Of course I re-read the manual and had a look at a couple of blogs. Seemed I was going to have to fit it in the engine bay where I saw the 420R at Williams had it.
Then I started to trace the route of the washer pipework from the nozzle on the scuttle, below the windscreen. It goes down, then it goes back. Hmmm… it goes back.
It goes back all the way to the boot and next to the fuel filler pipe there’s a coil of plastic piping that’s ultimately connected to the nozzle up front.
I’d spotted that there was a coil of plastic pipe in the boot but I thought it was someone being over exuberant with something to do with a breather pipe from somewhere.
Note to self… I really aught to spend more time just poking around the car and working out what stuff is and what it might be for.
Ok, so it looks like the washer bottle now sits in the boot.
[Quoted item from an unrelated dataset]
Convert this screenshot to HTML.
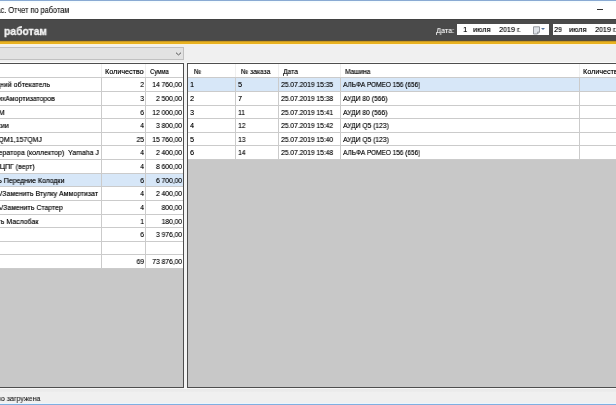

I went back to the Lotus7.club Blatchat pages and did some specific searches for washer bottle and boot. There was one post from earlier in 2017 and someone responding to say that their factory build 620 had the washer bottle in the boot. They had kindly included some pictures and I could see it was mounted on the off side body work somehow.
I couldn’t find any other images or discussions on the subject so decide to email Derek… from me:
Looks like Caterham are now fitting the washer bottle inside the boot space and not in the engine bay. Seems like a much better idea.
Any suggestions or photos showing where, and how, a good mounting place would be?
See attached photos.
And here are the photos Derek sent me in an email:
Some text in one of the Blatchat posts also talks about using one of the rear wing mounting holes as one of the fixing points for the washer bottle. I’ll explore that when I get closer to the boot – remember, the build is essentially a process of working from the front of the car backwards. So the boot, and now washer bottle, will come later.